Sunday 15 August 2021

Burntcoat

 


The name is inexplicable in the deeds — some eponymous merchant’s, an incendiary event. I admit, it was the name that made me want the building, as well as the proportions. Such things shouldn’t be meaningful, but they are. Even renovated, Burntcoat is ugly by most standards, a utilitarian warehouse, but it stands beside the river’s lambency — a hag in a bright mirror.

 


Sarah Hall apparently began writing Burntcoat on the first day of the UK’s COVID-related lockdown in March of 2020 (finding time to work in the early hours before homeschooling her daughter) and everything about this novel struck me as a perfect literary response to what Hall (and the rest of us) lived through over the last year. I have appreciated other recent novels that serve to record some of the specific details of the living-through-a-pandemic experience, but Burntcoat is the first I’ve read that puts that experience through the crucible of artistic sensibility and turns the details into art.
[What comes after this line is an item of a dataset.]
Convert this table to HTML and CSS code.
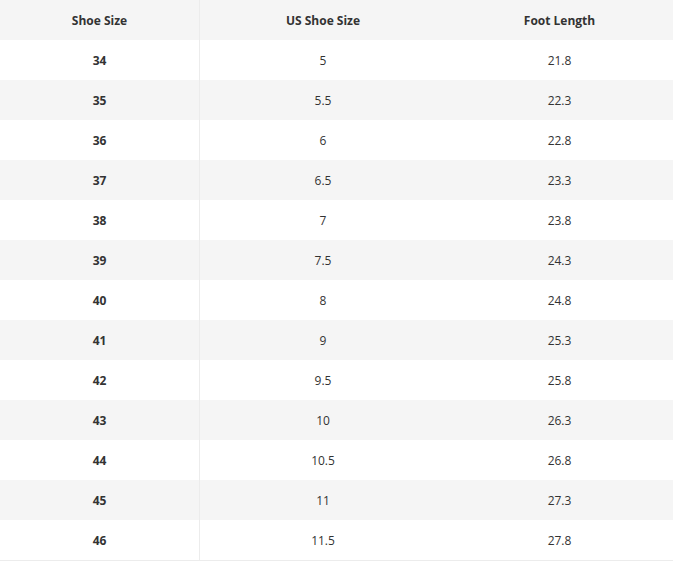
FILE: index.html
```html
<!DOCTYPE html>
<html>
<head>
<meta charset="utf-8">
<link rel="stylesheet" href="styles.css">
</head>
<body>
<table class="size-table">
  <thead>
    <tr><th class="c1">Shoe Size</th><th class="c2">US Shoe Size</th><th class="c3">Foot Length</th></tr>
  </thead>
  <tbody>
    <tr><td class="c1">34</td><td>5</td><td>21.8</td></tr>
    <tr><td class="c1">35</td><td>5.5</td><td>22.3</td></tr>
    <tr><td class="c1">36</td><td>6</td><td>22.8</td></tr>
    <tr><td class="c1">37</td><td>6.5</td><td>23.3</td></tr>
    <tr><td class="c1">38</td><td>7</td><td>23.8</td></tr>
    <tr><td class="c1">39</td><td>7.5</td><td>24.3</td></tr>
    <tr><td class="c1">40</td><td>8</td><td>24.8</td></tr>
    <tr><td class="c1">41</td><td>9</td><td>25.3</td></tr>
    <tr><td class="c1">42</td><td>9.5</td><td>25.8</td></tr>
    <tr><td class="c1">43</td><td>10</td><td>26.3</td></tr>
    <tr><td class="c1">44</td><td>10.5</td><td>26.8</td></tr>
    <tr><td class="c1">45</td><td>11</td><td>27.3</td></tr>
    <tr><td class="c1">46</td><td>11.5</td><td>27.8</td></tr>
  </tbody>
</table>
</body>
</html>
```
FILE: styles.css
```css
html, body {
  margin: 0;
  padding: 0;
  background: #ffffff;
}
.size-table {
  width: 673px;
  border-collapse: collapse;
  table-layout: fixed;
  font-family: "Open Sans", "Liberation Sans", sans-serif;
  font-size: 12px;
  color: #333333;
  border-bottom: 1px solid #ececec;
}
.size-table th,
.size-table td {
  height: 40px;
  padding: 0;
  text-align: center;
  vertical-align: middle;
}
.size-table th {
  font-weight: 700;
  background: #f5f5f5;
}
.size-table tbody tr:nth-child(even) td {
  background: #f5f5f5;
}
.size-table td {
  font-weight: 400;
}
.size-table td.c1 {
  font-weight: 700;
}
.size-table .c1 {
  width: 199px;
  border-right: 1px solid #ececec;
}
.size-table .c2 {
  width: 246px;
}
```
This novel engaged me on every level, the language provoked and delighted me, and I think it’s as near a perfect response to these crazy times as we are likely to get. (Note: I read an ARC through NetGalley and passages recorded may not be in their final forms.)

People say timing is everything, and it’s true. You arrived just as that brilliant, ill star was annunciating. I imagine you as a messenger. You were the last one here before I closed the door of Burntcoat, before we all shut our doors.

Opening upon a scene a couple of decades in the future, 59-year old Edith Harkness — world famous sculptor; master of the Japanese Shou Sugi Ban technique of burning wood to seal it against decomposition — discovers that the AG3 novavirus, which had lain dormant in her since surviving a devastating pandemic as a young woman, has reactivated, giving her only days to live. As Edith puts the finishing touches on what is to be her final commission (a memorial piece to the millions lost to AG3, her own name already inscribed there), her memory floats over the major events of her life: a childhood with a mother left brain-damaged from a stroke (an event which caused her father to abandon them); Edith’s early years as a student and an artist; the first public commissions that gave her the small fortune to buy the industrial building “Burntcoat” (which she turned into a massive studio with a small apartment above); but especially, the intense relationship that she had started with a local restaurateur just before the lockdown began. As the streets teemed with food riots and racist attacks, and the government and health care system seemed on the brink of collapse, Edith and Halit retreated to her fortress-like building to wait out the storm. There are many graphic sex scenes (between Edith and Halit and in memories of her former lovers) but they never felt gratuitous or cheap; being thrown together as a pandemic rages outside the walls of Burntcoat is a baptism by fire and this relationship burned intensely. (It seems particularly appropriate that Halit is a Muslim immigrant from Turkey [by way of his family’s expulsion from Bulgaria], and as he is isolated from his family back home, his relationship with the white Englishwoman prods at the cultural differences between them while underscoring their meaninglessness.)

Is it possible to work with a material so long and still not understand its condition? We are figures briefly drawn in space; given temporary form in exchange for consciousness, sense, a chance. We are ready-mades, disposables. How do we live every last moment as this — savant dust?

Finding the meaning in life through art — and especially as women fighting for space in male-dominated fields — is a recurring theme here. Edith’s mother was a popular novelist before her stroke (and it isn’t until the future scenes that her books will be reassessed as “works of merit”, the “Gothic label stripped off like cheap varnish”; a dismissive term that had been “used for women whose work the establishment enjoys but doesn’t respect” as only “men are the existentialists”.) In Edith’s art school, she was the only woman interested in metal-working (and she was mocked for it), it was considered transgressive when she later wanted to learn the art of Shou Sugi Ban (women obviously have trouble controlling fire), and when her first public commission was revealed (the massive Scotch Witch rising triumphantly out of the gorse at a highway junction island, complete with provocative gashes at the mouth and crotch), male revulsion must be quelled by the female patron who funded the project who quips that it’s the perfect response to millenia of marble statues with their little white penises. The theme seems to relate to Hall herself, carving out those few hours to write every morning before domestic demands called her away from her work; and creating incisive meaning from the chaos of our times is exactly what she achieves here — the specifics don’t relate to me and my life, but every bit of it spoke to me deeply.

I’m still a halfling on the moors, finding berries, cupping from the underground river, making things out of reeds and thorns. The world exists through recreation, how it is perceived. You were a tear in all that, a gift of sudden truth. Because of you I could say, with certainty, I believe in it, all.

I love the words and the sentences and the story they add up to; I was moved emotionally and intellectually; provoked and challenged. I loved every bit of this.